Antimonide

Antimonide anion
Names
	IUPAC name Antimonide
	Other names Stibinide
Properties
Chemical formula	Sb3−;
Molar mass	121.760 g·mol−1
Conjugate acid	Stibanide
Related compounds
Other anions	Nitride ; Phosphide ; Arsenide ; Bismuthide ;
	Except where otherwise noted, data are given for materials in their standard state (at 25 °C [77 °F], 100 kPa). Infobox references

Last updated June 20, 2025

Antimonides (sometimes called stibnides or stibinides) are compounds of antimony with more electropositive elements. The antimonide ion is Sb³⁻ but the term refers also to any anionic derivative of antimony.^[1]
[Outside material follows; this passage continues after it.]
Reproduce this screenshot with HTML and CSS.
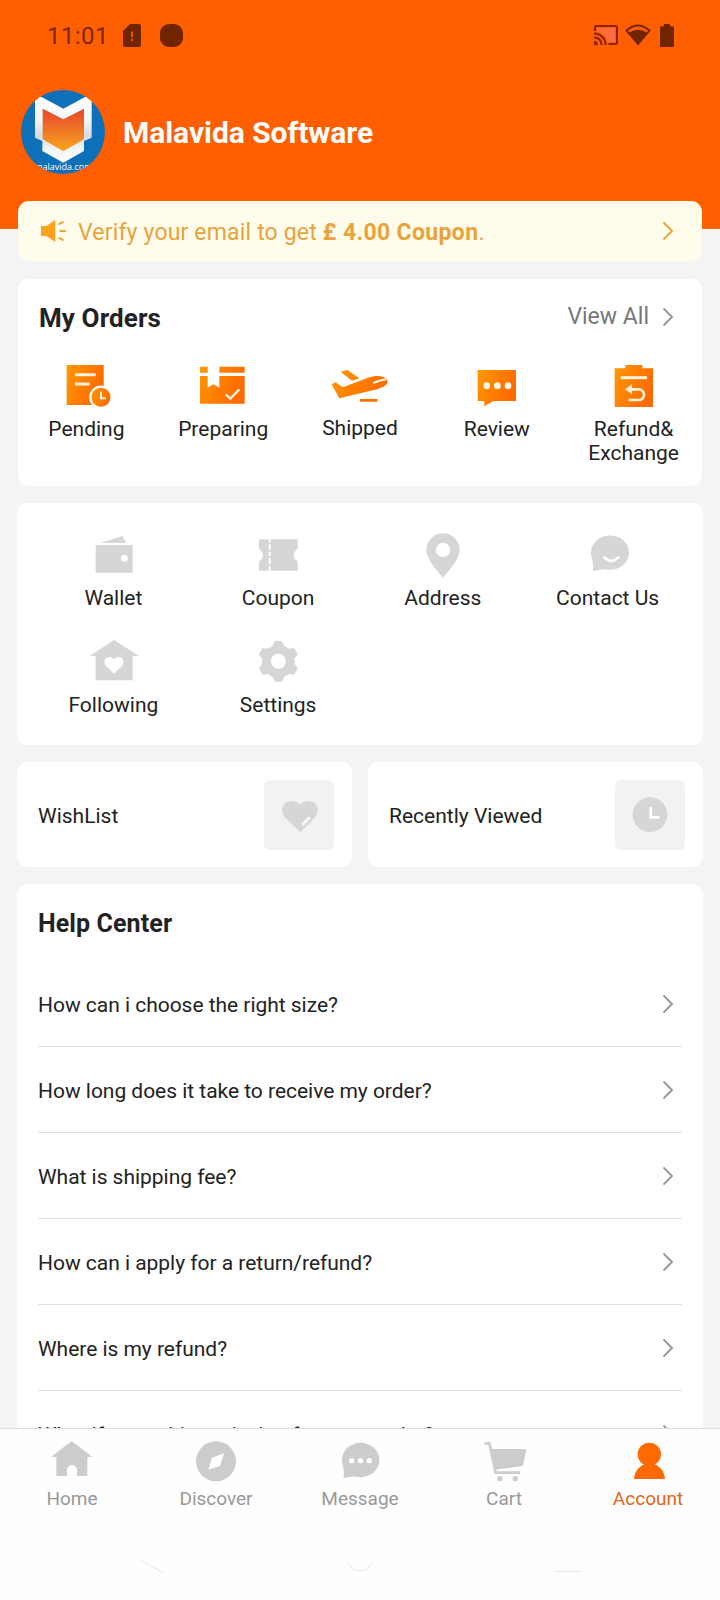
FILE: index.html
```html
<!DOCTYPE html>
<html lang="en">
<head>
<meta charset="utf-8">
<title>Account</title>
<link rel="stylesheet" href="styles.css">
</head>

<body>

<!-- shared gradient and chevron -->
<svg class="defs" width="0" height="0">
  <defs>
    <linearGradient id="orange" x1="0" y1="0" x2="1" y2="0.4">
      <stop offset="0" stop-color="#ff9800"/>
      <stop offset="1" stop-color="#ff6a00"/>
    </linearGradient>
    <linearGradient id="shield" x1="0" y1="0" x2="0" y2="1">
      <stop offset="0" stop-color="#e5452c"/>
      <stop offset="1" stop-color="#f9a61f"/>
    </linearGradient>
    <linearGradient id="silver" x1="0" y1="0" x2="0" y2="1">
      <stop offset="0" stop-color="#ffffff"/>
      <stop offset="0.35" stop-color="#f4f5f8"/>
      <stop offset="0.6" stop-color="#d6dae2"/>
      <stop offset="0.8" stop-color="#f4f5f8"/>
      <stop offset="1" stop-color="#ffffff"/>
    </linearGradient>
    <symbol id="chevron" viewBox="0 0 12 20">
      <path d="M1.5 1.500L10 10L1.5 18.500" fill="none" stroke="currentColor" stroke-width="1.900"/>
    </symbol>
  </defs>
</svg>

<div class="screen">
  <div class="content">

    <div class="header">
      <div class="status">
        <span class="time">11:01</span>
        <svg class="sim" viewBox="0 0 18 23"><path d="M7 0H16a2 2 0 0 1 2 2V21a2 2 0 0 1-2 2H2a2 2 0 0 1-2-2V7z"/><path d="M9 7.500V13M9 14.500V17" stroke="#d9560c" stroke-width="2.200"/></svg>
        <svg class="blob" viewBox="0 0 23 23"><rect width="23" height="23" rx="9"/></svg>
        <span class="grow"></span>
        <svg class="cast" viewBox="0 0 24 20">
          <path d="M3 3H21V17H14Q12 8 3 6z" fill="#ff6c40"/>
          <path d="M1 6V2.500A1.500 1.500 0 0 1 2.500 1H21.500A1.500 1.500 0 0 1 23 2.500V17.500A1.500 1.500 0 0 1 21.500 19H14.500" fill="none" stroke="#8a2100" stroke-width="2"/>
          <path d="M0 8.500A11 11 0 0 1 11.500 20M0 12.500A7 7 0 0 1 7.500 20" fill="none" stroke="#8a2100" stroke-width="2"/>
          <path d="M0 16a4 4 0 0 1 4 4H0z" fill="#8a2100"/>
        </svg>
        <svg class="wifi" viewBox="0 0 26 22">
          <path d="M1.500 6.500Q13-3.500 24.500 6.500L13 20z" fill="none" stroke="#702400" stroke-width="1.800"/>
          <path d="M3.800 8.800Q13 2.500 22.200 8.800L13 20z"/>
        </svg>
        <svg class="battery" viewBox="0 0 14 23"><path d="M4 0H10V2.300H12.500A1.500 1.500 0 0 1 14 3.800V21.500A1.500 1.500 0 0 1 12.500 23H1.500A1.500 1.500 0 0 1 0 21.500V3.800A1.500 1.500 0 0 1 1.500 2.300H4z"/></svg>
      </div>

      <div class="profile">
        <div class="avatar">
          <svg viewBox="0 0 252 252">
            <path d="M42 21L62 21L127 56L192 21L212 21V143L189 153V183L127 218L64 183V153L42 143z" fill="url(#silver)"/>
            <path d="M65 56L127 88L189 56V148L127 184L65 148z" fill="url(#shield)"/>
            <text x="127" y="241" text-anchor="middle">malavida.com</text>
          </svg>
        </div>
        <h1>Malavida Software</h1>
      </div>
    </div>

    <div class="banner">
      <svg class="speaker" viewBox="0 0 75 66">
        <path d="M0 18H16L43 0V66L16 48H0z" fill="#fba31c"/>
        <path d="M53 13L67 5M56 33H74M53 53L67 61" stroke="#f0a42c" stroke-width="6"/>
      </svg>
      <p>Verify your email to get <b>£ 4.00 Coupon</b>.</p>
      <svg class="chevron"><use href="#chevron"/></svg>
    </div>

    <div class="card orders">
      <div class="orders-head">
        <h2>My Orders</h2>
        <a class="view-all">View All <svg class="chevron"><use href="#chevron"/></svg></a>
      </div>
      <ul>
        <li>
          <svg viewBox="0 0 180 156">
            <rect x="32" y="15" width="111" height="120" fill="url(#orange)"/>
            <path d="M57 44H119M57 72H101" stroke="#fff3dc" stroke-width="9"/>
            <circle cx="135" cy="112" r="32" fill="url(#orange)" stroke="#fff" stroke-width="7"/>
            <path d="M135 95V115H150" fill="none" stroke="#fff3dc" stroke-width="6"/>
          </svg>
          Pending
        </li>
        <li>
          <svg viewBox="0 0 180 156">
            <path d="M21 20H44V38H21zM79 20H155V38H79zM21 48H44V83L61 73L79 83V48H155V131H21z" fill="url(#orange)"/>
            <path d="M98 103L112 116L139 88" fill="none" stroke="#fff3dc" stroke-width="7"/>
          </svg>
          Preparing
        </li>
        <li class="shipped">
          <svg viewBox="0 0 180 156">
            <path d="M32 35L52 30L88 55L66 62zM5 73L17 67L38 82L112 54C138 45 156 47 166 54C178 63 173 75 156 82C146 87 138 89 128 91L28 115zM90 117H142V125H90z" fill="url(#orange)"/>
            <path d="M130 70Q144 62 168 58" fill="none" stroke="#fff" stroke-width="6"/>
          </svg>
          Shipped
        </li>
        <li>
          <svg viewBox="0 0 180 156">
            <path d="M32 30H147V123H80L52 139V123H32z" fill="url(#orange)"/>
            <g fill="#fff8ea"><circle cx="59" cy="77" r="10"/><circle cx="91" cy="77" r="10"/><circle cx="123" cy="77" r="10"/></g>
          </svg>
          Review
        </li>
        <li>
          <svg viewBox="0 0 180 156">
            <path d="M32 25H64V15H115V25H147V141H32z" fill="url(#orange)"/>
            <path d="M50 53H129" stroke="#fff3dc" stroke-width="9"/>
            <path d="M72 88H104a16 16 0 0 1 0 32H74" fill="none" stroke="#fff3dc" stroke-width="8"/>
            <path d="M63 88L84 73V103z" fill="#fff3dc"/>
          </svg>
          Refund&amp;<br>Exchange
        </li>
      </ul>
    </div>

    <div class="card services">
      <ul>
        <li>
          <svg viewBox="0 0 180 144"><path d="M38 39H149V122H38zM52 33L118 12L130 33z"/><circle cx="124" cy="79" r="10.500" fill="#fff"/></svg>
          Wallet
        </li>
        <li>
          <svg viewBox="0 0 180 144">
            <path d="M33 22H149V50Q137 58 137 69Q137 80 149 88V116H33V88Q45 80 45 69Q45 58 33 50z"/>
            <path d="M65 22V116" stroke="#fff" stroke-width="6" stroke-dasharray="9 6 17 6 12 6 17 6 15"/>
          </svg>
          Coupon
        </li>
        <li>
          <svg viewBox="0 0 180 144"><path d="M90 137C70 112 40 82 40 54a50 50 0 0 1 100 0C140 82 110 112 90 137z"/><circle cx="90" cy="54" r="21.500" fill="#fff"/></svg>
          Address
        </li>
        <li>
          <svg viewBox="0 0 180 144">
            <ellipse cx="96" cy="62" rx="57" ry="51.500"/><path d="M41 78Q47 92 45 117Q62 113 84 111z"/>
            <path d="M79 76Q100 97 121 76" fill="none" stroke="#fff" stroke-width="8" stroke-linecap="round"/>
          </svg>
          Contact Us
        </li>
        <li>
          <svg viewBox="0 0 180 144">
            <path d="M20 51L93 3L168 51H149V124H38V51z"/>
            <path d="M93 104L69 81C60 70 65 54 79 54Q88 54 93 61Q98 54 107 54C121 54 126 70 117 81z" fill="#fff"/>
          </svg>
          Following
        </li>
        <li>
          <svg viewBox="0 0 180 144">
            <circle cx="91" cy="67" r="49"/>
            <path id="teeth" d="M80 6H102L111 28V106L102 128H80L71 106V28z"/>
            <use href="#teeth" transform="rotate(60 91 67)"/>
            <use href="#teeth" transform="rotate(120 91 67)"/>
            <circle cx="91" cy="67" r="22.500" fill="#fff"/>
          </svg>
          Settings
        </li>
      </ul>
    </div>

    <div class="duo">
      <div class="card">
        <span>WishList</span>
        <svg viewBox="0 0 210 210">
          <path d="M109 156L63 113C46 92 57 63 82 63Q98 63 108 74Q118 63 134 63C159 63 170 92 153 113z"/>
          <path d="M115 135L137 112" stroke="#f8f8f8" stroke-width="9"/>
        </svg>
      </div>
      <div class="card">
        <span>Recently Viewed</span>
        <svg viewBox="0 0 210 210">
          <circle cx="105" cy="104" r="52"/>
          <path d="M107 81V112H133" fill="none" stroke="#fff" stroke-width="8"/>
        </svg>
      </div>
    </div>

    <div class="card help">
      <h2>Help Center</h2>
      <ul>
        <li><span>How can i choose the right size?</span> <svg class="chevron"><use href="#chevron"/></svg></li>
        <li><span>How long does it take to receive my order?</span> <svg class="chevron"><use href="#chevron"/></svg></li>
        <li><span>What is shipping fee?</span> <svg class="chevron"><use href="#chevron"/></svg></li>
        <li><span>How can i apply for a return/refund?</span> <svg class="chevron"><use href="#chevron"/></svg></li>
        <li><span>Where is my refund?</span> <svg class="chevron"><use href="#chevron"/></svg></li>
        <li><span>What if something missing from my order?</span> <svg class="chevron"><use href="#chevron"/></svg></li>
      </ul>
    </div>

  </div>

  <div class="bottom">
    <ul class="tabs">
      <li>
        <svg viewBox="0 0 144 144"><path d="M9 63L71 15L133 63H118V120H87V102a15 15 0 0 0-30 0V120H25V63z"/></svg>
        Home
      </li>
      <li>
        <svg viewBox="0 0 144 144"><circle cx="72" cy="76" r="60"/><path d="M96 52L84 90L49 101L60 65z" fill="#fff"/></svg>
        Discover
      </li>
      <li>
        <svg viewBox="0 0 144 144">
          <ellipse cx="74" cy="72" rx="56" ry="51.500"/><path d="M20 86Q26 104 22 127Q40 121 64 122z"/>
          <g fill="#fff"><circle cx="47" cy="74" r="8"/><circle cx="74" cy="74" r="8"/><circle cx="100" cy="74" r="8"/></g>
        </svg>
        Message
      </li>
      <li>
        <svg viewBox="0 0 144 144">
          <path d="M30 39H139L129 90L44 101z"/>
          <path d="M14 22H28L47 110H120" fill="none" stroke="#ccc" stroke-width="8"/>
          <circle cx="59" cy="128" r="8"/><circle cx="106" cy="128" r="8"/>
        </svg>
        Cart
      </li>
      <li class="active">
        <svg viewBox="0 0 144 144"><circle cx="76" cy="55" r="35"/><path d="M30 129C32 107 43 93 61 85H92C110 93 121 107 123 129z"/></svg>
        Account
      </li>
    </ul>
    <div class="sysnav">
      <svg viewBox="0 0 28 28"><path d="M1 13.500L26 0V27z"/></svg>
      <svg viewBox="0 0 28 28"><circle cx="14" cy="13" r="12.500"/></svg>
      <svg viewBox="0 0 28 28"><rect x="1" y="0" width="26" height="26" rx="2"/></svg>
    </div>
  </div>
</div>

</body>
</html>
```
FILE: styles.css
```css
body {
  margin: 0;
  font: 21px/24px Roboto, sans-serif;
  color: #222;
  background: #f4f4f4;
}

ul, h1, h2, p {
  margin: 0;
  padding: 0;
  list-style: none;
}

svg {
  display: block;
  flex: none;
}

.defs {
  position: absolute;
}

.screen {
  display: flex;
  flex-direction: column;
  width: 720px;
  height: 1600px;
  overflow: hidden;
}

.content {
  height: 1428px;
  overflow: hidden;
}

.grow {
  flex: 1;
}

.card {
  background: #fff;
  border-radius: 11px;
}

.chevron {
  width: 12px;
  height: 20px;
}

/* header */

.header {
  height: 229px;
  background: #ff5f00;
}

.status {
  display: flex;
  align-items: center;
  height: 70px;
  padding: 0 46px 0 47px;
  color: #7c2600;
  font-size: 24px;
  letter-spacing: 0.4px;
  fill: #702400;
}

  .time {
    width: 76px;
    padding-top: 2px;
  }

  .sim {
    width: 18px;
    height: 23px;
    margin-right: 19px;
  }

  .blob {
    width: 23px;
    height: 23px;
  }

  .cast {
    width: 24px;
    height: 20px;
    margin-right: 7px;
  }

  .wifi {
    width: 26px;
    height: 22px;
    margin-right: 9px;
  }

  .battery {
    width: 14px;
    height: 23px;
  }

.profile {
  display: flex;
  align-items: center;
  padding: 20px 21px 0;
}

  .avatar {
    width: 84px;
    height: 84px;
    margin-right: 18px;
    border-radius: 50%;
    overflow: hidden;
    background: #0e70b8;
  }

  .avatar text {
    font: 27px "Open Sans", sans-serif;
    fill: #fff;
  }

  .profile h1 {
    padding-top: 2px;
    font-size: 30px;
    line-height: 36px;
    letter-spacing: -0.05px;
    color: #fff;
  }

.banner {
  position: relative;
  display: flex;
  align-items: center;
  height: 60px;
  margin: -28px 18px 18px;
  padding: 0 28px 0 23px;
  box-sizing: border-box;
  border-radius: 11px;
  background: #fffcec;
  color: #e8a33a;
}

  .speaker {
    width: 25px;
    height: 22px;
    margin-right: 12px;
  }

  .banner p {
    flex: 1;
    padding-top: 3px;
    font-size: 23px;
    letter-spacing: 0.17px;
  }

  .banner b {
    letter-spacing: 0.35px;
  }

/* orders */

.orders {
  height: 207px;
  margin: 0 18px 17px;
}

.orders-head {
  display: flex;
  justify-content: space-between;
  align-items: center;
  height: 76px;
  padding: 0 28px 0 21px;
}

h2 {
  font-size: 25px;
  line-height: 30px;
  letter-spacing: 0.1px;
}

.orders h2 {
  padding-top: 1px;
  font-size: 26px;
}

.view-all {
  display: flex;
  align-items: center;
  gap: 13px;
  font-size: 23px;
  color: #777;
}

.orders ul {
  display: grid;
  grid-template-columns: repeat(5, 1fr);
  padding-top: 5px;
  text-align: center;
}

  .orders li svg {
    width: 60px;
    height: 52px;
    margin: 0 auto 5px;
  }

  .orders .shipped svg {
    margin-bottom: 4px;
  }

/* services */

.services {
  height: 242px;
  margin: 0 17px 17px;
  padding: 29px 13px 0 14px;
  box-sizing: border-box;
}

.services ul {
  display: grid;
  grid-template-columns: repeat(4, 1fr);
  grid-auto-rows: 107px;
  text-align: center;
}

  .services li svg {
    width: 60px;
    height: 48px;
    margin: 0 auto 6px;
    fill: #d6d6d6;
  }

/* wishlist, recently viewed */

.duo {
  display: flex;
  gap: 16px;
  margin: 0 17px 17px;
}

  .duo .card {
    flex: 1;
    display: flex;
    align-items: center;
    justify-content: space-between;
    height: 105px;
    padding: 0 18px 0 21px;
  }

  .duo span, .help span {
    padding-top: 2px;
  }

  .duo svg {
    width: 70px;
    height: 70px;
    border-radius: 6px;
    background: #f2f2f2;
    fill: #d6d6d6;
  }

/* help center */

.help {
  margin: 0 17px;
  padding: 25px 21px 0;
}

  .help h2 {
    height: 52px;
  }

  .help li {
    display: flex;
    align-items: center;
    justify-content: space-between;
    height: 86px;
    padding-right: 8px;
    box-sizing: border-box;
    border-bottom: 1px solid #e2e2e2;
  }

  .help li span {
    letter-spacing: -0.03px;
  }

  .help .chevron, .view-all .chevron {
    color: #999;
  }

/* bottom bar */

.bottom {
  height: 172px;
  box-sizing: border-box;
  border-top: 1px solid #dedede;
  background: #fefefe;
}

.tabs {
  display: flex;
  height: 105px;
  padding-top: 7px;
  font-size: 19px;
  line-height: 22px;
  text-align: center;
  color: #999;
}

  .tabs li {
    flex: 1;
  }

  .tabs svg {
    width: 48px;
    height: 48px;
    margin: 0 auto 4px;
    fill: #ccc;
  }

  .tabs .active {
    color: #e0661c;
  }

  .tabs .active svg {
    fill: #ff6a00;
  }

.sysnav {
  display: flex;
  justify-content: space-between;
  padding: 4px 138px 0 137px;
}

  .sysnav svg {
    width: 28px;
    height: 28px;
    fill: #fefefe;
    overflow: visible;
    filter: drop-shadow(0 1.5px 0.7px rgba(0, 0, 0, 0.1));
  }
```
Antimonides are often prepared by heating the elements.^[2] Alternatively, sodium electride in ammonia dissolves antimony to give an antimonide upon evaporation.^[3]

The reduction of antimony leads to alkali metal antimonides of various types, depending on stoichiometry.^[4] Known antimonides include isolated Sb³⁻ ions (in Li₃Sb and Na₃Sb). Other motifs include dumbbells Sb4−2 in Cs₄Sb₂, discrete antimony chains, for example, Sb8−6 in SrSb₃, infinite spirals (Sb⁻)_n (in NaSb, RbSb), planar four-membered rings Sb2−4, Sb3−7 cages in Li₃Sb₇,^[5] and net shaped anions Sb2−3 in BaSb₃.

Some antimonides are semiconductors, e.g. those of the boron group such as indium antimonide. Being reducing, many antimonides are decomposed by oxygen.

References

↑ Greenwood, Norman N.; Earnshaw, Alan (1997). Chemistry of the Elements (2nd ed.). Butterworth-Heinemann. p. 554. ISBN 978-0-08-037941-8.
↑ E. Dönges (1963). "Phosphides, Arsenides, Antimonides and Bismuthides". In G. Brauer (ed.). Handbook of Preparative Inorganic Chemistry, 2nd Ed. Vol. 2pages=985. NY,NY: Academic Press.
↑ Ellis, John E. (2006-04-17). "Adventures with Substances Containing Metals in Negative Oxidation States" . Inorganic Chemistry. 45 (8): 3167–3186. doi:10.1021/ic052110i. ISSN 0020-1669.
↑ King, R. Bruce (2005). Encyclopedia of Inorganic Chemistry, Second Edition (2nd ed.). Wiley. p. 211. ISBN 9780470860786.
↑ Beswick, Michael A.; Choi, Nick; Harmer, Christopher N.; Hopkins, Alexander D.; McPartlin, Mary; Wright, Dominic S. (1998). "Low-Temperature Synthesis of Zintl Compounds with a Single-Source Molecular Precursor". Science. 281 (5382): 1500–1501. doi:10.1126/science.281.5382.1500. PMID 9727974.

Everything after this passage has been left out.